How to show $x(t) = e^t$ is the unique solution to the following integral equation? $$\int_0^1 e^{ts} x(s) ds = \frac{e^{t+1}-1}{t+1}$$
My thoughts: $$(t+1)\int_0^1 e^{ts} x(s) ds = e^{t+1}-1 $$ Integrating by parts gives:
$$\int_0^1 e^{ts}(x(s)-x'(s)) ds = (e - x(1))e^{t} + x(0) - 1$$
Taking the $k$-th derivative of both sides about $t$:
$$\int_0^1 s^k e^{ts}(x(s)-x'(s)) ds = (e - x(1))e^{t}$$
Let $t = 0$
$$\int_0^1 s^k (x(s)-x'(s)) ds = e - x(1)$$
I cannot figure out how to proceed next.
Suppose $x(s)$ and $y(s)$ both satisfy the integral equation.
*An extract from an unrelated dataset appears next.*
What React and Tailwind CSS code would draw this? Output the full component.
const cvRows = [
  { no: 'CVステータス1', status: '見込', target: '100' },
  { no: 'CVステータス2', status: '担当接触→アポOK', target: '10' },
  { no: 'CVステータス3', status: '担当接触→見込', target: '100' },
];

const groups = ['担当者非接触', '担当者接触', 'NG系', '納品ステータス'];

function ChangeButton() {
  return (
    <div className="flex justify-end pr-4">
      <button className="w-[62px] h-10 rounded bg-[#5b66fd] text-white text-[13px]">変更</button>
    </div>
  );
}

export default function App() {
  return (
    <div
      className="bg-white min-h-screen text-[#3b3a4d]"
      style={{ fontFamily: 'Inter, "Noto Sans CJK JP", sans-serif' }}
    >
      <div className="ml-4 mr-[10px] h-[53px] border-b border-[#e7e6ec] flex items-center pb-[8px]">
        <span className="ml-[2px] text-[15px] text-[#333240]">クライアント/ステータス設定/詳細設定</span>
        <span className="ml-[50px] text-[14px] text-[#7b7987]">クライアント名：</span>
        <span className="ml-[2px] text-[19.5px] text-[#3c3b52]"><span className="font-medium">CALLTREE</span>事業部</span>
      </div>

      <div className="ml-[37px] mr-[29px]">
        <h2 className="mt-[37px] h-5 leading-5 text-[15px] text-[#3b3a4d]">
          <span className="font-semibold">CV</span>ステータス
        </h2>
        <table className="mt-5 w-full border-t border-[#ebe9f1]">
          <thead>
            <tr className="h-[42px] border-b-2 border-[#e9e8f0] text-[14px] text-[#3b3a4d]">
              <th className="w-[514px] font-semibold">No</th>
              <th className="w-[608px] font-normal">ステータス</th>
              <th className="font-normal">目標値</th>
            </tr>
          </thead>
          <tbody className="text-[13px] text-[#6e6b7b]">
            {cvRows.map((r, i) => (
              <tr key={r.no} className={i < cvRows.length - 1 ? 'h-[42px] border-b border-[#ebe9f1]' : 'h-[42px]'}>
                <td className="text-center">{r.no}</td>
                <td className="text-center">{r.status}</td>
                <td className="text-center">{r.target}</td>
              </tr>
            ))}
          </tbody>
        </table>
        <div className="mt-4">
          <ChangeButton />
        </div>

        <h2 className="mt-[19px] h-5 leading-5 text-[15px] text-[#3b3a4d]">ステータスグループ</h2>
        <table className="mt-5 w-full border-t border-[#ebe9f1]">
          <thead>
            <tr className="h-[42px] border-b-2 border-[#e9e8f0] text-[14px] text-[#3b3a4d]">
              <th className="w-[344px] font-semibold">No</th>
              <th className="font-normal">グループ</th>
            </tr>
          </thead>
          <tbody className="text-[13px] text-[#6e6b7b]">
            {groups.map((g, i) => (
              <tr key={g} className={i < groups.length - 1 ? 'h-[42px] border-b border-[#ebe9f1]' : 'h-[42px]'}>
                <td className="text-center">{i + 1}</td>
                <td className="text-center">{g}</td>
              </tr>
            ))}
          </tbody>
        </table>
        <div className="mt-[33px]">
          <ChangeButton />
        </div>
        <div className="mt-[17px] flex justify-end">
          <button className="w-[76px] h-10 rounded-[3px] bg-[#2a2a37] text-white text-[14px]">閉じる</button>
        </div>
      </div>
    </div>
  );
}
Then $\int_0^1 e^{ts}(x(s)-y(s))ds=0$ for all $t$. Then the same is true if we replace $e^{ts}$ with a finite linear combination of elements of the family $\left\{e^{ts}\right\}_{t\in \mathbb{R}}$. Thus $$\int_0^1 f(s)(x(s)-y(s))ds,\qquad \forall f\in \operatorname{span}\left\{e^{ts}\right\}_{t\in \mathbb{R}} $$ But $\operatorname{span}\left\{e^{ts}\right\}_{t\in \mathbb{R}}$ is a subalgebra of $C([0,1])$ which separates points and contains a nonzero constant function (let $t=0$), and therefore by the Stone-Weierstrass theorem, it is dense in $C([0,1])$. Thus, using a standard limiting under the integral sign procedure, $$\int_0^1 f(s)(x(s)-y(s))ds=0,\qquad \forall f\in C([0,1]) $$ It is now a known fact in analysis that this implies $x(s)-y(s)\equiv 0$, i.e. $x=y$. Thus the solution to your integral equation is unique.